Jane: If I saw a UFO, I’d run away.
Tom: If I see a UFO, I’ll try to communicate with them.
Students discuss each speaker’s point of view and the differences between them. Learners invent a context for each speaker and contrast the speakers’ situations and points of view. Check meaning by asking concept questions about each speaker. Give out more examples for learners to contrast.
Commentary: I use this activity to highlight backshifting and help learners notice the difference between real and unreal conditionals. Most importantly, learners come away with the idea that the grammar we use depends on how we see the situation. This reinforces the students’ awareness of the connection between form and meaning. I like the way the activity gets learners to negotiate meaning and decide if the speakers see the situations as real or unreal. I use this activity to compare and contrast hypothetical meaning in the past and present time as well. This activity helps guide learners towards a better understanding of what course books often refer to as second, third, and mixed conditionals.
- Role play: A nightmare holiday (from Cutting Edge Upper intermediate)
Aim: To give students freer practice using hypothetical language in context
Procedure: Give students and advert for a holiday in Swamkattar and have them decide if they would go on the holiday or not and why. Divide the class into two groups: holiday makers and travel agents and give out the corresponding role cards. The holiday makers try to get most of their money back while the travel agents only offer to return some. Set one holiday maker and one travel agent in pairs. After doing the role play, learners report what happened in open class.

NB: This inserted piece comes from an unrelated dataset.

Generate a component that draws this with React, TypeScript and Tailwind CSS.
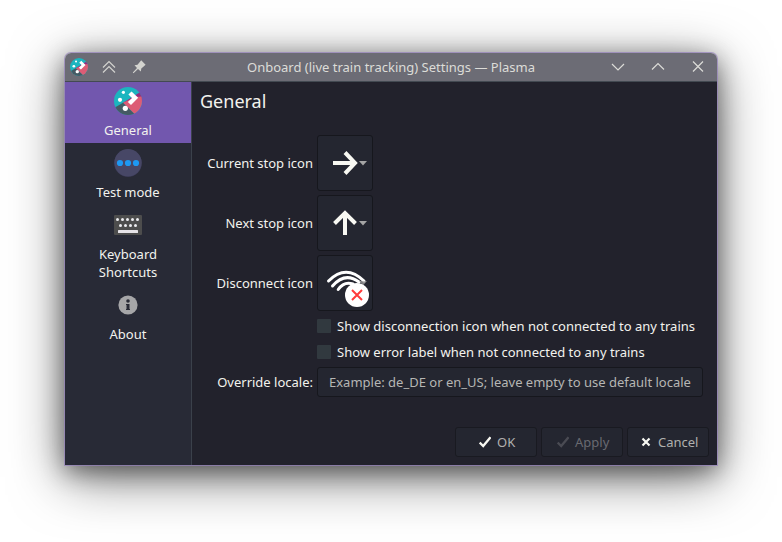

Commentary: My students find this role play engaging and I think it is very “language productive”. (Thornbury 2005:98) The holidaymaker’s task of trying to get their money back creates the need to express hypothetical past meaning. Useful language is presented on the role cards to help less confident learners as they plan what to say before doing the role play. By creating a situation outside of the everyday classroom, students get to practice the target language in context and focus on form and meaning. After the learners report back, the teacher can give corrective feedback.

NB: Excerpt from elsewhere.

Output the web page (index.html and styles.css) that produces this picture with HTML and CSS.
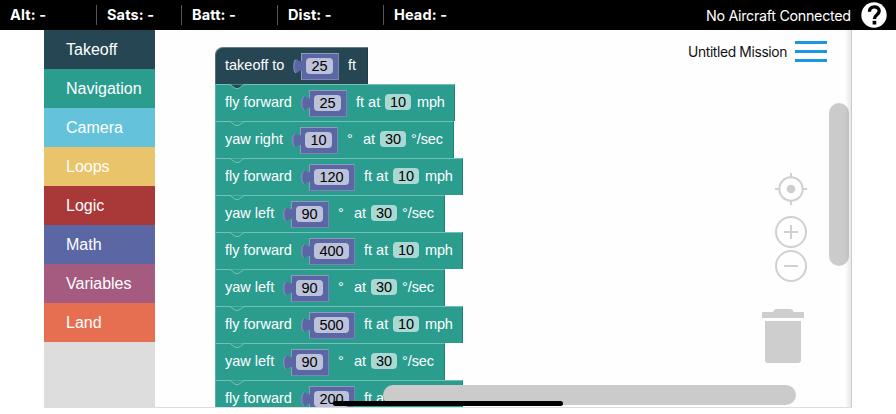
FILE: index.html
```html
<!DOCTYPE html>
<html lang="en">
<head>
<meta charset="utf-8">
<title>Untitled Mission</title>
<link rel="stylesheet" href="styles.css">
</head>
<body>
<svg class="defs" width="0" height="0" aria-hidden="true">
  <symbol id="tab" viewBox="0 0 9 27"><path fill="#5b67a5" d="M9 8C6.500 9.500 5.500 6.500 3 6.500C.8 6.500.8 10 .8 13.500S.8 20 3 20S6 16.500 9 18Z"/><path fill="none" stroke="#8f98c4" d="M3.200 6.700C1 7.500.8 11 .8 13.500s.2 5.600 2.200 6.300"/></symbol>
  <symbol id="notch" viewBox="0 0 20 6"><path d="M0 .5H3L8 4.200Q10 5 12 4.200L17 .5H20"/></symbol>
</svg>
<header class="status">
  <div class="stat s1">Alt: -</div>
  <div class="stat s2">Sats: -</div>
  <div class="stat s3">Batt: -</div>
  <div class="stat s4">Dist: -</div>
  <div class="stat s5">Head: -</div>
  <div class="link">No Aircraft Connected</div>
  <svg class="help" viewBox="0 0 26 26"><circle cx="13" cy="13" r="12.700" fill="#fff"/><path d="M8.400 9.800C8.400 3.200 18.200 3.400 18.200 9C18.200 12.800 13.400 12.600 13.400 17" fill="none" stroke="#000" stroke-width="3.300"/><rect x="11.600" y="18.800" width="3.700" height="3.700" fill="#000"/></svg>
</header>
<main class="editor">
  <nav class="toolbox">
    <div class="cat takeoff">Takeoff</div>
    <div class="cat navigation">Navigation</div>
    <div class="cat camera">Camera</div>
    <div class="cat loops">Loops</div>
    <div class="cat logic">Logic</div>
    <div class="cat math">Math</div>
    <div class="cat variables">Variables</div>
    <div class="cat land">Land</div>
  </nav>
  <section class="canvas">
    <div class="stack">
      <div class="block start"><span class="l-to">takeoff to</span><svg class="tab"><use href="#tab"/></svg><span class="num"><b>25</b></span><span class="ft">ft</span></div>
      <div class="block"><svg class="notch first"><use href="#notch"/></svg><span class="l-fly">fly forward</span><svg class="tab"><use href="#tab"/></svg><span class="num"><b>25</b></span><span class="ftat">ft at</span><b class="pill">10</b><span class="mph">mph</span></div>
      <div class="block yaw"><svg class="notch"><use href="#notch"/></svg><span class="l-right">yaw right</span><svg class="tab"><use href="#tab"/></svg><span class="num"><b>10</b></span><span class="deg">°</span><span class="at">at</span><b class="pill">30</b><span class="sec">°/sec</span></div>
      <div class="block"><svg class="notch"><use href="#notch"/></svg><span class="l-fly">fly forward</span><svg class="tab"><use href="#tab"/></svg><span class="num wide"><b>120</b></span><span class="ftat">ft at</span><b class="pill">10</b><span class="mph">mph</span></div>
      <div class="block yaw"><svg class="notch"><use href="#notch"/></svg><span class="l-left">yaw left</span><svg class="tab"><use href="#tab"/></svg><span class="num"><b>90</b></span><span class="deg">°</span><span class="at">at</span><b class="pill">30</b><span class="sec">°/sec</span></div>
      <div class="block"><svg class="notch"><use href="#notch"/></svg><span class="l-fly">fly forward</span><svg class="tab"><use href="#tab"/></svg><span class="num wide"><b>400</b></span><span class="ftat">ft at</span><b class="pill">10</b><span class="mph">mph</span></div>
      <div class="block yaw"><svg class="notch"><use href="#notch"/></svg><span class="l-left">yaw left</span><svg class="tab"><use href="#tab"/></svg><span class="num"><b>90</b></span><span class="deg">°</span><span class="at">at</span><b class="pill">30</b><span class="sec">°/sec</span></div>
      <div class="block"><svg class="notch"><use href="#notch"/></svg><span class="l-fly">fly forward</span><svg class="tab"><use href="#tab"/></svg><span class="num wide"><b>500</b></span><span class="ftat">ft at</span><b class="pill">10</b><span class="mph">mph</span></div>
      <div class="block yaw"><svg class="notch"><use href="#notch"/></svg><span class="l-left">yaw left</span><svg class="tab"><use href="#tab"/></svg><span class="num"><b>90</b></span><span class="deg">°</span><span class="at">at</span><b class="pill">30</b><span class="sec">°/sec</span></div>
      <div class="block"><svg class="notch"><use href="#notch"/></svg><span class="l-fly">fly forward</span><svg class="tab"><use href="#tab"/></svg><span class="num wide"><b>200</b></span><span class="ftat">ft at</span><b class="pill">10</b><span class="mph">mph</span></div>
    </div>
    <div class="mission"><span>Untitled Mission</span><svg width="32" height="22" viewBox="0 0 32 22"><path d="M0 1.500H32M0 10.500H32M0 19.500H32" stroke="#1b96e3" stroke-width="3"/></svg></div>
    <div class="tools">
      <svg class="center" width="32" height="32" viewBox="0 0 32 32"><circle cx="16" cy="16" r="11.700"/><path d="M16 0V4.500M16 27.500V32M0 16H4.500M27.500 16H32"/><circle class="dot" cx="16" cy="16" r="4.300"/></svg>
      <svg class="zoom-in" width="32" height="32" viewBox="0 0 32 32"><circle cx="16" cy="16" r="15"/><path d="M9 16H23M16 9V23"/></svg>
      <svg width="32" height="32" viewBox="0 0 32 32"><circle cx="16" cy="16" r="15"/><path d="M9 16H23"/></svg>
    </div>
    <svg class="trash" width="42" height="54" viewBox="0 0 42 54"><path d="M0 3H11Q12 0 14.500 0H28Q30.500 0 31.500 3H42V9H0ZM3 12H39V51Q39 54 36 54H6Q3 54 3 51Z" fill="#cecece"/></svg>
    <div class="scroll-y"></div>
    <div class="scroll-x"></div>
    <div class="edge"></div>
  </section>
</main>
<div class="home"></div>
</body>
</html>
```

FILE: styles.css
```css
* { box-sizing: border-box; }
body { margin: 0; width: 896px; height: 414px; overflow: hidden; background: #fff; position: relative; font-family: "Liberation Sans", Arial, sans-serif; }
.defs { position: absolute; }
.status { display: flex; align-items: center; height: 30px; background: #000; color: #fff; font-family: Inter, sans-serif; font-size: 14.5px; padding-left: 10px; white-space: nowrap; }
.stat { height: 20px; line-height: 20px; font-weight: 700; border-left: 1px solid #555; padding-left: 10px; letter-spacing: .12px; }
.s1 { width: 86px; padding-left: 0; border-left: 0; }
.s2 { width: 85px; }
.s3 { width: 96px; }
.s4 { width: 106px; }
.link { margin-left: auto; width: 145px; font-size: 14.3px; letter-spacing: -.3px; }
.help { width: 26px; height: 26px; margin: 0 9px 0 10px; }
.editor { display: flex; width: 808px; height: 378px; margin-left: 44px; }
.toolbox { width: 111px; background: #ddd; flex: none; }
.cat { height: 39px; line-height: 39px; padding-left: 22px; color: #fff; font-size: 16px; }
.takeoff { background: #264653; }
.navigation { background: #2a9d8f; }
.camera { background: #64c3da; }
.loops { background: #e9c46a; }
.logic { background: #a93838; }
.math { background: #5b67a5; }
.variables { background: #a55b80; }
.land { background: #e76f51; }
.canvas { position: relative; flex: 1; overflow: hidden; background: #fefefe; border-bottom: 1px solid #ddd; }
.stack { display: flex; flex-direction: column; align-items: flex-start; padding: 17px 0 0 60px; }
.block { position: relative; display: flex; flex: none; align-items: center; height: 37px; padding: 0 9px 2px; background: #2a9d8f; color: #fff; font-size: 14.5px; line-height: 17px; white-space: nowrap; border-top: 1px solid #74c0b7; border-left: 1px solid #55b1a5; border-right: 1px solid #218176; }
.yaw { padding-right: 10px; }
.start { padding-right: 11px; background: #264653; border-color: #66808a #203b46 #203b46 #51707c; border-top-left-radius: 8px; }
.notch { position: absolute; left: 11px; top: -1px; width: 20px; height: 6px; fill: #2a9d8f; stroke: #74c0b7; }
.notch.first { fill: #264653; }
.block span, .pill { flex: none; }
.l-to { width: 68px; }
.l-fly { width: 76px; }
.l-right { width: 67px; }
.l-left { width: 58px; }
.tab { flex: none; width: 9px; height: 27px; margin: 2px -1px 0 0; position: relative; z-index: 1; }
.num { width: 38px; height: 27px; margin-top: 2px; padding: 4px 0 0 4px; background: #5b67a5; border: 1px solid #9299b9; border-right-color: #7c86b5; border-bottom-color: #7c86b5; }
.wide { width: 46px; }
.num b, .pill { display: block; width: 27px; height: 16px; border-radius: 4px; background: #bdc2db; color: #000; font-weight: 400; text-align: center; line-height: 17px; }
.wide b { width: 35px; }
.pill { background: #aad8d2; width: 26px; }
.ft { margin-left: 9px; }
.ftat { margin-left: 9px; width: 29px; }
.mph { margin-left: 6px; letter-spacing: -.15px; }
.deg { margin-left: 9px; width: 16px; }
.at { width: 17px; }
.sec { margin-left: 5px; letter-spacing: -.1px; }
.mission { position: absolute; right: 25px; top: 11px; display: flex; align-items: center; font: 14px/22px Inter, sans-serif; color: #111; }
.mission span { width: 107px; white-space: nowrap; font-size: 13.8px; letter-spacing: -.35px; }
.tools { position: absolute; left: 620px; top: 143px; display: flex; flex-direction: column; fill: none; stroke: #d0d0d0; stroke-width: 2; }
.tools .center { margin-bottom: 11px; }
.tools .zoom-in { margin-bottom: 2px; }
.tools .dot { fill: #cecece; stroke: none; }
.trash { position: absolute; left: 607px; top: 279px; }
.scroll-y, .scroll-x { position: absolute; border-radius: 10px; background: #cbcbcb; }
.scroll-y { left: 674px; top: 73px; width: 20px; height: 163px; }
.scroll-x { left: 228px; top: 355px; width: 413px; height: 20px; }
.edge { position: absolute; top: 0; bottom: 0; right: 0; width: 7px; border-right: 1px solid #ccc; background: linear-gradient(to right, transparent, rgba(0, 0, 0, .09)); }
.home { position: absolute; left: 333px; top: 401px; width: 230px; height: 5px; border-radius: 3px; background: #000; }
```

- Personalization: No regrets!
Aim: To give students practice in hypothetical would in the past and present
Procedure: Students make brief notes on a variety of personal aspects about their lives such as favorite teachers, hobbies, friends, achievements, etc. Learners then decide which of these they would or would not change if they were to live their lives again and write sentences. Students compare ideas to see if they have anything in common with their partners.
Commentary: This activity allows learners to use grammar in a personal context and focus on form to express their ideas. As the learners write sentences, I can monitor and give personalized corrective feedback. When students compare ideas, they have the opportunity to interact and negotiate meaning. This activity creates the need to express wishes and regrets. I extend this activity by having learners imagine how their lives would be different now if they had not learned English or had not met their best friend. This gives me the opportunity to test the learners’ ability to hypothesize about the past and express present consequences and I can teach grammar reactively.
I hope you find these teaching suggestions useful.